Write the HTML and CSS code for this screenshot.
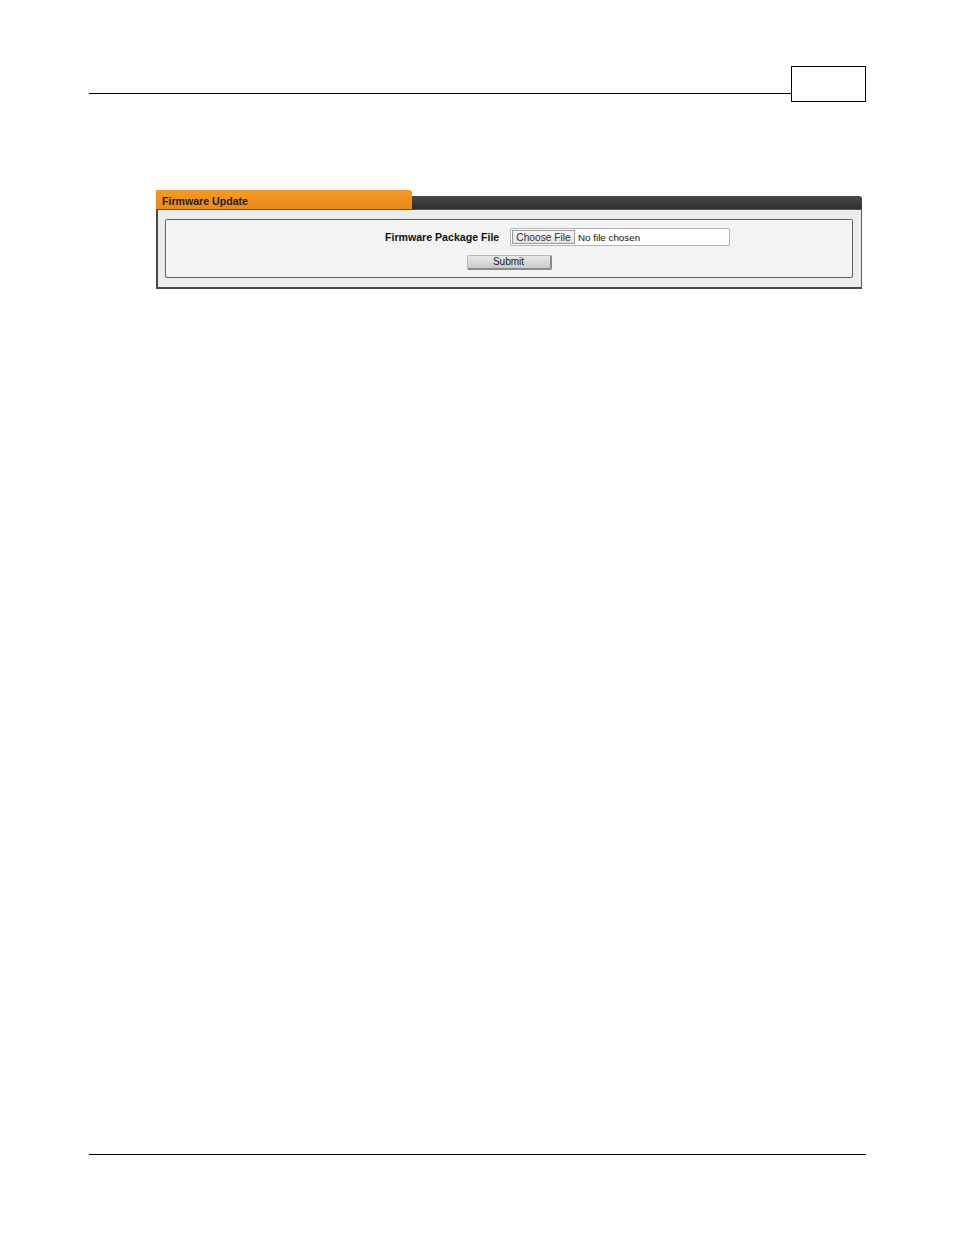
FILE: index.html
```html
<!DOCTYPE html>
<html>
<head>
<meta charset="utf-8">
<link rel="stylesheet" href="styles.css">
</head>
<body>
<div class="page">
  <div class="header">
    <div class="rule"></div>
    <div class="pagebox"></div>
  </div>
  <div class="panel">
    <div class="tabrow">
      <div class="tab">Firmware Update</div>
      <div class="bar"></div>
    </div>
    <div class="body">
      <div class="inner">
        <div class="row">
          <span class="label">Firmware Package File</span>
          <span class="file"><span class="choose">Choose File</span><span class="nofile">No file chosen</span></span>
        </div>
        <div class="submitrow">
          <span class="submit">Submit</span>
        </div>
      </div>
    </div>
  </div>
  <div class="footer"></div>
</div>
</body>
</html>
```
FILE: styles.css
```css
html, body {
  margin: 0;
  padding: 0;
  background: #fff;
}
body {
  font-family: "Liberation Sans", Arial, sans-serif;
  color: #111;
}
.page {
  width: 777px;
  margin-left: 89px;
  padding-top: 66px;
}
.header {
  display: flex;
  align-items: flex-start;
}
.rule {
  flex: 1;
  height: 27px;
  border-bottom: 1px solid #000;
}
.pagebox {
  width: 75px;
  height: 36px;
  box-sizing: border-box;
  border: 1px solid #000;
}
.panel {
  margin-top: 88px;
  margin-left: 67px;
  width: 706px;
}
.tabrow {
  display: flex;
  align-items: flex-end;
  height: 19px;
}
.tab {
  width: 256px;
  height: 19px;
  box-sizing: border-box;
  background: linear-gradient(#f39a2a, #ec8a14);
  border-top-right-radius: 3px;
  border-top-left-radius: 1px;
  font-size: 10.6px;
  font-weight: bold;
  color: #1e1e1e;
  padding: 5px 0 0 6px;
  line-height: 12px;
}
.bar {
  flex: 1;
  height: 13px;
  background: linear-gradient(#4a4a4a, #2e2e2e);
  border-top-right-radius: 3px;
}
.body {
  height: 80px;
  box-sizing: border-box;
  background: #ececec;
  border: 1px solid #5a5a5a;
  border-top: 1px solid #555;
  border-left: 2px solid #4a4a4a;
  border-bottom: 2px solid #4a4a4a;
  padding: 9px 8px 0 7px;
}
.inner {
  height: 59px;
  box-sizing: border-box;
  border: 1px solid #5e5e5e;
  border-radius: 2px;
  background: #f3f3f3;
  box-shadow: inset 1px 1px 0 #fff;
  padding-top: 8px;
}
.row {
  display: flex;
  align-items: center;
  height: 18px;
  padding-left: 219px;
}
.label {
  font-size: 10.6px;
  font-weight: bold;
  color: #111;
  width: 125px;
}
.file {
  display: flex;
  align-items: center;
  width: 220px;
  height: 18px;
  box-sizing: border-box;
  background: #fff;
  border: 1px solid #b5b5b5;
  border-radius: 2px;
  padding-left: 1px;
}
.choose {
  height: 14px;
  width: 63px;
  box-sizing: border-box;
  background: linear-gradient(#f6f6f6, #e2e2e2);
  border: 1px solid #9a9a9a;
  font-size: 10.2px;
  line-height: 13px;
  color: #333;
  text-align: center;
}
.nofile {
  font-size: 9.8px;
  line-height: 13px;
  color: #111;
  margin-left: 3px;
}
.submitrow {
  display: flex;
  justify-content: center;
  margin-top: 9px;
}
.submit {
  width: 85px;
  height: 15px;
  box-sizing: border-box;
  background: linear-gradient(#e8e8e8, #c9c9c9);
  border: 1px solid #b8b8b8;
  border-right: 2px solid #8a8a8a;
  border-bottom: 2px solid #8a8a8a;
  border-radius: 2px;
  font-size: 10px;
  line-height: 12px;
  color: #222;
  text-align: center;
}
.footer {
  margin-top: 865px;
  height: 0;
  border-top: 1px solid #000;
}
```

_INSTRUCTION_. Keep the pictures out of the copy and return the rest of the data above exactly.

_EXPECTED OUTPUT_.
Write the HTML and CSS code for this screenshot.
FILE: index.html
```html
<!DOCTYPE html>
<html>
<head>
<meta charset="utf-8">
<link rel="stylesheet" href="styles.css">
</head>
<body>
<div class="page">
  <div class="header">
    <div class="rule"></div>
    <div class="pagebox"></div>
  </div>
  <div class="panel">
    <div class="tabrow">
      <div class="tab">Firmware Update</div>
      <div class="bar"></div>
    </div>
    <div class="body">
      <div class="inner">
        <div class="row">
          <span class="label">Firmware Package File</span>
          <span class="file"><span class="choose">Choose File</span><span class="nofile">No file chosen</span></span>
        </div>
        <div class="submitrow">
          <span class="submit">Submit</span>
        </div>
      </div>
    </div>
  </div>
  <div class="footer"></div>
</div>
</body>
</html>
```
FILE: styles.css
```css
html, body {
  margin: 0;
  padding: 0;
  background: #fff;
}
body {
  font-family: "Liberation Sans", Arial, sans-serif;
  color: #111;
}
.page {
  width: 777px;
  margin-left: 89px;
  padding-top: 66px;
}
.header {
  display: flex;
  align-items: flex-start;
}
.rule {
  flex: 1;
  height: 27px;
  border-bottom: 1px solid #000;
}
.pagebox {
  width: 75px;
  height: 36px;
  box-sizing: border-box;
  border: 1px solid #000;
}
.panel {
  margin-top: 88px;
  margin-left: 67px;
  width: 706px;
}
.tabrow {
  display: flex;
  align-items: flex-end;
  height: 19px;
}
.tab {
  width: 256px;
  height: 19px;
  box-sizing: border-box;
  background: linear-gradient(#f39a2a, #ec8a14);
  border-top-right-radius: 3px;
  border-top-left-radius: 1px;
  font-size: 10.6px;
  font-weight: bold;
  color: #1e1e1e;
  padding: 5px 0 0 6px;
  line-height: 12px;
}
.bar {
  flex: 1;
  height: 13px;
  background: linear-gradient(#4a4a4a, #2e2e2e);
  border-top-right-radius: 3px;
}
.body {
  height: 80px;
  box-sizing: border-box;
  background: #ececec;
  border: 1px solid #5a5a5a;
  border-top: 1px solid #555;
  border-left: 2px solid #4a4a4a;
  border-bottom: 2px solid #4a4a4a;
  padding: 9px 8px 0 7px;
}
.inner {
  height: 59px;
  box-sizing: border-box;
  border: 1px solid #5e5e5e;
  border-radius: 2px;
  background: #f3f3f3;
  box-shadow: inset 1px 1px 0 #fff;
  padding-top: 8px;
}
.row {
  display: flex;
  align-items: center;
  height: 18px;
  padding-left: 219px;
}
.label {
  font-size: 10.6px;
  font-weight: bold;
  color: #111;
  width: 125px;
}
.file {
  display: flex;
  align-items: center;
  width: 220px;
  height: 18px;
  box-sizing: border-box;
  background: #fff;
  border: 1px solid #b5b5b5;
  border-radius: 2px;
  padding-left: 1px;
}
.choose {
  height: 14px;
  width: 63px;
  box-sizing: border-box;
  background: linear-gradient(#f6f6f6, #e2e2e2);
  border: 1px solid #9a9a9a;
  font-size: 10.2px;
  line-height: 13px;
  color: #333;
  text-align: center;
}
.nofile {
  font-size: 9.8px;
  line-height: 13px;
  color: #111;
  margin-left: 3px;
}
.submitrow {
  display: flex;
  justify-content: center;
  margin-top: 9px;
}
.submit {
  width: 85px;
  height: 15px;
  box-sizing: border-box;
  background: linear-gradient(#e8e8e8, #c9c9c9);
  border: 1px solid #b8b8b8;
  border-right: 2px solid #8a8a8a;
  border-bottom: 2px solid #8a8a8a;
  border-radius: 2px;
  font-size: 10px;
  line-height: 12px;
  color: #222;
  text-align: center;
}
.footer {
  margin-top: 865px;
  height: 0;
  border-top: 1px solid #000;
}
```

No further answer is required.